En réponse, le Conseil d’Etat a d’abord rappelé qu’il résulte des articles L. 480-1 et L. 481-1 du code de l’urbanisme que, dans le but de renforcer le respect des règles d’utilisation des sols et des autorisations d’urbanisme, l’autorité compétente peut, dans le cadre de ses pouvoirs de police spéciale et à la suite d’un procès-verbal constatant que des travaux soumis à autorisation d’urbanisme, ou dispensés d’une telle formalité à titre dérogatoire, ont été entrepris ou exécutés irrégulièrement, mettre en demeure l’intéressé, après avoir recueilli ses observations et selon la nature de l’irrégularité constatée et les moyens permettant d’y remédier, soit de solliciter l’autorisation nécessaire, soit de mettre les travaux en cause en conformité avec les dispositions méconnues, y compris, si cela s’impose, en procédant aux démolitions nécessaires.

Cette mise en demeure peut être assortie d’une astreinte, prononcée dès l’origine ou à tout moment après l’expiration du délai imparti par la mise en demeure, s’il n’y a pas été satisfait, en ce cas après que l’intéressé a de nouveau été invité à présenter ses observations.

Le Conseil d’Etat a ensuite indiqué, qu’en subordonnant l’exercice des pouvoirs dont les articles L. 481-1 et suivants du code de l’urbanisme investissent l’autorité administrative compétente, au constat préalable d’une infraction pénale par un procès-verbal dressé en application de l’article L. 480-1 du même code, le législateur, dont il résulte des travaux préparatoires qu’il a entendu doter cette autorité de moyens propres d’action en présence d’infractions commises en matière d’urbanisme, sans préjudice de l’engagement de poursuites pénales à l’encontre de leurs auteurs, doit être regardé comme ayant exclu que ces pouvoirs puissent être mis en œuvre pour remédier à une méconnaissance des règles relatives à l’utilisation des sols ou des prescriptions d’une autorisation d’urbanisme au-delà du délai de prescription de l’action publique.

Ainsi, conformément à l’article 8 du code de procédure pénale, s’agissant de faits susceptibles de revêtir la qualification de délits, et sous réserve de l’intervention d’actes interruptifs de prescription, ce délai est de six années à compter du jour où l’infraction a été commise, c’est-à-dire, en règle générale, de l’achèvement des travaux.

Et le Conseil d’Etat de préciser enfin que, dans le cas où des travaux ont été successivement réalisés de façon irrégulière, seuls les travaux à l’égard desquels l’action publique n’est pas prescrite peuvent ainsi donner lieu à la mise en demeure susmentionnée.

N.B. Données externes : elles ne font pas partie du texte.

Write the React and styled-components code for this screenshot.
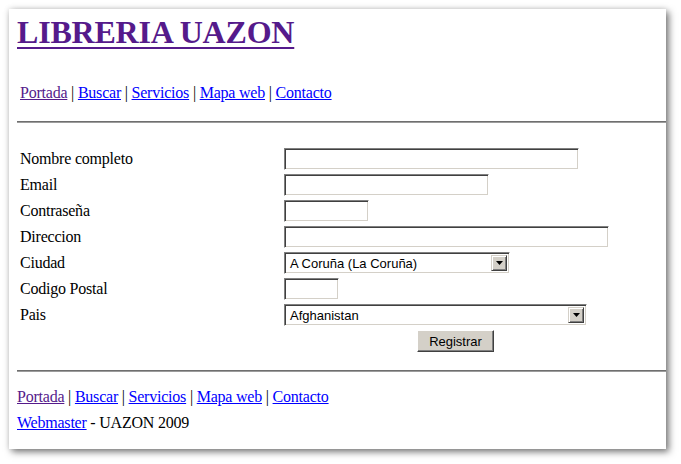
import { Fragment } from 'react';
import styled, { createGlobalStyle } from 'styled-components';

const GlobalStyle = createGlobalStyle`
  html, body {
    margin: 0;
    padding: 0;
    background: #ffffff;
  }
  body {
    font-family: "Liberation Serif", "Times New Roman", serif;
    font-size: 16px;
    letter-spacing: -0.22px;
    color: #000;
  }
`;

// Zona alrededor de la ventana (deja ver la sombra)
const Stage = styled.div`
  width: 681px;
  height: 464px;
  box-sizing: border-box;
  padding: 9px 0 0 9px;
  background: #ffffff;
`;

const BrowserWindow = styled.div`
  width: 657px;
  height: 440px;
  box-sizing: border-box;
  padding-left: 8px;
  background: #ffffff;
  overflow: hidden;
  box-shadow: 3px 3px 7px rgba(0, 0, 0, 0.5), 0 0 6px rgba(0, 0, 0, 0.14);
`;

const Title = styled.h1`
  margin: 0;
  padding-top: 5px;
  font-size: 32px;
  line-height: 37px;
  font-weight: bold;
  letter-spacing: -0.2px;
  white-space: nowrap;
`;

const TitleLink = styled.a`
  color: #551a8b;
  text-decoration: underline;
  text-decoration-thickness: 2px;
  text-underline-offset: 4px;
`;

const NavBar = styled.nav`
  margin-top: ${({ $top }) => $top}px;
  padding-left: ${({ $indent }) => $indent}px;
  line-height: 18px;
  white-space: nowrap;
`;

const NavLink = styled.a`
  color: ${({ $visited }) => ($visited ? '#551a8b' : '#0000ff')};
  text-decoration: underline;
`;

const Rule = styled.hr`
  margin: ${({ $top }) => $top}px 0 0 0;
  height: 0;
  border: none;
  border-top: 1px solid #6f6f6f;
  border-bottom: 1px solid #9c9c9c;
`;

const FormGrid = styled.form`
  margin-top: 23px;
  padding-left: 3px;
  display: grid;
  grid-template-columns: 264px 1fr;
  grid-auto-rows: 26px;
  align-items: center;
`;

const Label = styled.label`
  line-height: 18px;
  padding-bottom: 1px;
  white-space: nowrap;
`;

const sunken = `
  box-sizing: border-box;
  height: 22px;
  border: 1px solid;
  border-color: #808080 #ffffff #ffffff #808080;
  box-shadow: inset 1px 1px 0 #404040, inset -1px -1px 0 #d4d0c8;
  background: #ffffff;
`;

const TextInput = styled.input`
  ${sunken}
  width: ${({ $w }) => $w}px;
  margin: 0;
  padding: 2px 3px;
  font-family: "Liberation Sans", Arial, sans-serif;
  font-size: 13px;
  outline: none;
`;

const SelectBox = styled.div`
  ${sunken}
  width: ${({ $w }) => $w}px;
  display: flex;
  align-items: stretch;
  padding: 2px;
  font-family: "Liberation Sans", Arial, sans-serif;
  font-size: 13px;
  letter-spacing: 0;
`;

const SelectValue = styled.span`
  flex: 1;
  padding-left: 3px;
  line-height: 18px;
  white-space: nowrap;
  overflow: hidden;
`;

const ArrowButton = styled.span`
  width: 16px;
  box-sizing: border-box;
  display: flex;
  align-items: center;
  justify-content: center;
  background: #d4d0c8;
  border: 1px solid;
  border-color: #d4d0c8 #404040 #404040 #d4d0c8;
  box-shadow: inset 1px 1px 0 #ffffff, inset -1px -1px 0 #808080;
`;

const SubmitButton = styled.button`
  justify-self: start;
  margin: 0 0 0 ${({ $offset }) => $offset}px;
  width: 77px;
  height: 22px;
  padding: 0;
  background: #d4d0c8;
  color: #000;
  font-family: "Liberation Sans", Arial, sans-serif;
  font-size: 13px;
  border: 1px solid;
  border-color: #ffffff #404040 #404040 #ffffff;
  box-shadow: inset -1px -1px 0 #808080, inset 1px 1px 0 #d4d0c8;
`;

const Footer = styled.footer`
  margin-top: 16px;
  display: flex;
  flex-direction: column;
  gap: 8px;
`;

const FooterLine = styled.div`
  line-height: 18px;
  white-space: nowrap;
`;

const links = ['Portada', 'Buscar', 'Servicios', 'Mapa web', 'Contacto'];

const fields = [
  { label: 'Nombre completo', width: 295 },
  { label: 'Email', width: 205 },
  { label: 'Contraseña', width: 85, type: 'password' },
  { label: 'Direccion', width: 325 },
  { label: 'Ciudad', width: 226, select: 'A Coruña (La Coruña)' },
  { label: 'Codigo Postal', width: 55 },
  { label: 'Pais', width: 303, select: 'Afghanistan' }
];

const Arrow = () => (
  <svg width="7" height="4" viewBox="0 0 7 4" aria-hidden="true">
    <path d="M0 0h7L3.5 4z" fill="#000" />
  </svg>
);

const Links = () =>
  links.map((name, i) => (
    <span key={name}>
      {i > 0 && ' | '}
      <NavLink href="#" $visited={i === 0}>{name}</NavLink>
    </span>
  ));

export default function App() {
  return (
    <>
      <GlobalStyle />
      <Stage>
        <BrowserWindow>
          <Title>
            <TitleLink href="#">LIBRERIA UAZON</TitleLink>
          </Title>

          <NavBar $top={33} $indent={3}>
            <Links />
          </NavBar>

          <Rule $top={19} />

          <FormGrid onSubmit={(e) => e.preventDefault()}>
            {fields.map((f) => (
              <Fragment key={f.label}>
                <Label>{f.label}</Label>
                {f.select ? (
                  <SelectBox $w={f.width}>
                    <SelectValue>{f.select}</SelectValue>
                    <ArrowButton>
                      <Arrow />
                    </ArrowButton>
                  </SelectBox>
                ) : (
                  <TextInput type={f.type || 'text'} $w={f.width} />
                )}
              </Fragment>
            ))}
            <span />
            <SubmitButton type="submit" $offset={133}>Registrar</SubmitButton>
          </FormGrid>

          <Rule $top={16} />

          <Footer>
            <FooterLine>
              <Links />
            </FooterLine>
            <FooterLine>
              <NavLink href="#">Webmaster</NavLink> - UAZON 2009
            </FooterLine>
          </Footer>
        </BrowserWindow>
      </Stage>
    </>
  );
}
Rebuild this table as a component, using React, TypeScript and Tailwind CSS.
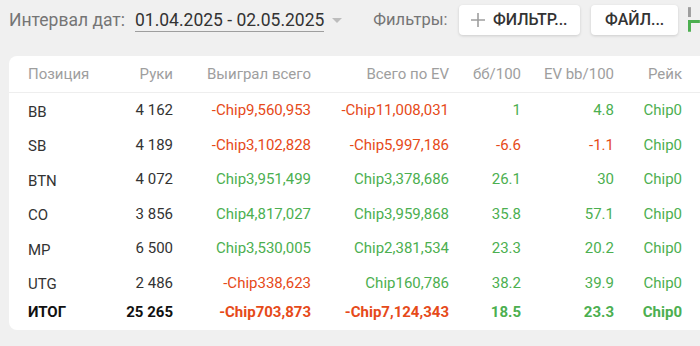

Et pour apprécier si ces travaux peuvent faire l’objet d’une demande d’autorisation ou d’une déclaration préalable visant à leur régularisation, qui doit alors porter sur l’ensemble de la construction, l’autorité compétente doit notamment tenir compte de l’application des dispositions de l’article L. 421-9 du code de l’urbanisme, qui prévoient que, lorsqu’une construction est achevée depuis plus de dix ans, le refus de permis de construire ou la décision d’opposition à déclaration préalable ne peut être fondé sur l’irrégularité de la construction initiale au regard du droit de l’urbanisme, sous réserve, notamment, que cette construction n’ait pas été réalisée sans qu’aucun permis de construire n’ait été obtenu alors que celui-ci était requis. Si les travaux ne peuvent être ainsi régularisés, les opérations nécessaires à la mise en conformité, y compris, le cas échéant, les démolitions qu’elle impose, ne peuvent porter que sur ces travaux.